The spring after his senior season at Long Beach State he heard
that Magic Johnson was leading some pickup games at Loyola
Marymount. He went there, introduced himself to Johnson and soon
became a regular in those games. "I can't tell you how much
playing and talking with Magic helped," Russell says. "When I
got to the predraft camp in Chicago, I outshone a lot of bigger
names. I'll never forget, when it was over, Butch Carter, then a
Milwaukee Bucks assistant, walked up to me and said,
'Congratulations. You just played yourself into the NBA.'"
The Jazz made him the 45th pick in the 1993 draft, but Russell
had no idea how tough-minded he would have to be to stay in the
league. After starting 48 games and averaging 5.0 points as a
rookie, he lost the job to Benoit during the 1994-95 preseason.
In 1995-96 the 6'7", 225-pound Russell spent much of the season
fighting off the dread that any day he was going to get waived.

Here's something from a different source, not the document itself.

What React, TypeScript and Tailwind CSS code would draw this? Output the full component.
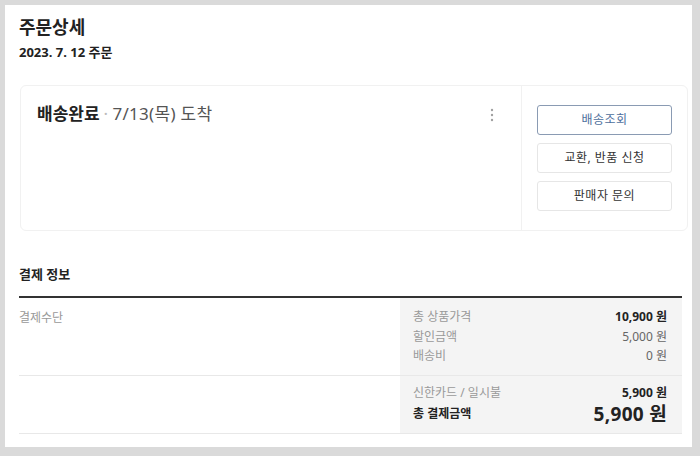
import React from 'react'

const font = { fontFamily: '"Noto Sans", "Noto Sans CJK KR", sans-serif' }

function Kebab() {
  return (
    <svg width="4" height="14" viewBox="0 0 4 14" className="text-[#a0a0a0]">
      <circle cx="2" cy="2" r="1.2" fill="currentColor" />
      <circle cx="2" cy="7" r="1.2" fill="currentColor" />
      <circle cx="2" cy="12" r="1.2" fill="currentColor" />
    </svg>
  )
}

export default function App() {
  return (
    <div
      className="w-[700px] h-[456px] bg-[#dadada] pt-[5px] pl-[5px] pr-[8px] pb-[9px] text-[#222]"
      style={font}
    >
      <div className="bg-white h-full pl-[14px] pt-[10px]">
        <h1 className="text-[18px] font-bold leading-[24px] text-[#222]">주문상세</h1>
        <p className="mt-[4px] text-[13px] font-bold leading-[18px]">2023. 7. 12 주문</p>

        {/* Order card */}
        <div className="mt-[24px] ml-px w-[668px] h-[146px] flex rounded-[6px] border border-[#f1f1f1]">
          <div className="flex-1 flex items-start justify-between pl-[16px] pr-[27px] pt-[17px]">
            <div className="flex items-baseline">
              <span className="text-[17px] font-bold leading-[22px]">배송완료</span>
              <span className="text-[17px] text-[#555] leading-[22px] ml-[4px] tracking-[0.3px]">
                <span className="text-[#bbb] mr-[4px]">·</span>7/13(목) 도착
              </span>
            </div>
            <div className="pt-[5px]">
              <Kebab />
            </div>
          </div>
          <div className="w-[166px] border-l border-[#f1f1f1] px-[15px] pt-[19px] flex flex-col gap-[8px]">
            <button className="h-[30px] rounded-[3px] border border-[#8a9bb3] text-[12px] tracking-[0.5px] text-[#4d6e9c]">
              배송조회
            </button>
            <button className="h-[30px] rounded-[3px] border border-[#e6e6e6] text-[12px] tracking-[0.5px] text-[#333]">
              교환, 반품 신청
            </button>
            <button className="h-[30px] rounded-[3px] border border-[#e6e6e6] text-[12px] tracking-[0.5px] text-[#333]">
              판매자 문의
            </button>
          </div>
        </div>

        <h2 className="mt-[34px] text-[13px] font-bold leading-[18px]">결제 정보</h2>

        <div className="mt-[13px] w-[663px] border-t-2 border-[#333]">
          <div className="flex border-b border-[#e8e8e8]">
            <div className="w-[381px] pt-[10px] text-[12px] text-[#999] leading-[19px]">결제수단</div>
            <div className="flex-1 bg-[#f4f4f4] pl-[13px] pr-[15px] pt-[9px] pb-[9px] text-[12px] leading-[19.5px]">
              <div className="flex justify-between">
                <span className="text-[#999]">총 상품가격</span>
                <span className="font-bold text-[#222]">10,900 원</span>
              </div>
              <div className="flex justify-between">
                <span className="text-[#999]">할인금액</span>
                <span className="text-[#666]">5,000 원</span>
              </div>
              <div className="flex justify-between">
                <span className="text-[#999]">배송비</span>
                <span className="text-[#666]">0 원</span>
              </div>
            </div>
          </div>
          <div className="flex border-b border-[#e8e8e8]">
            <div className="w-[381px]" />
            <div className="flex-1 bg-[#f4f4f4] pl-[13px] pr-[15px] pt-[7px] pb-[7px]">
              <div className="flex justify-between text-[12px] leading-[19px]">
                <span className="text-[#999]">신한카드 / 일시불</span>
                <span className="font-bold text-[#222]">5,900 원</span>
              </div>
              <div className="flex justify-between items-center leading-[24px]">
                <span className="text-[12px] font-bold text-[#222]">총 결제금액</span>
                <span className="text-[19px] font-bold text-[#222] tracking-[0.3px]">5,900 원</span>
              </div>
            </div>
          </div>
        </div>
      </div>
    </div>
  )
}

"We were afraid to go through with buying our house, and we were
even afraid to spend the money on a second car," Kimberli says.
"So we shared one."
Meanwhile, Bryon kept tearing around the floor at practice and
working on his shot. He also kept smiling and needling his
teammates. "I don't discriminate--I try to pick on them all," he
"I won't say Bryon is funny, but he's fun," Malone says. "He's
constantly telling me he's going to be an All-Star. And you know
what? I believe him, I believe him."
Should Russell help the Jazz win the NBA title or finally land
his first huge contract this summer, he already knows exactly
what he's going to do. "I'm going to get me a Mercedes S600," he
says. "And those two Jet Skis. I want to do some family things:
take my daughter to Disneyland, take a trip to Maui. Someday I
want to go to the Bahamas. Acapulco...."
He says he may even order up another batch of the T-shirts he
had made halfway through this season to sell at the Delta Center
souvenir shops. The front of the shirt features his smiling face
and gray type that commands DON'T CALL ME BYRON.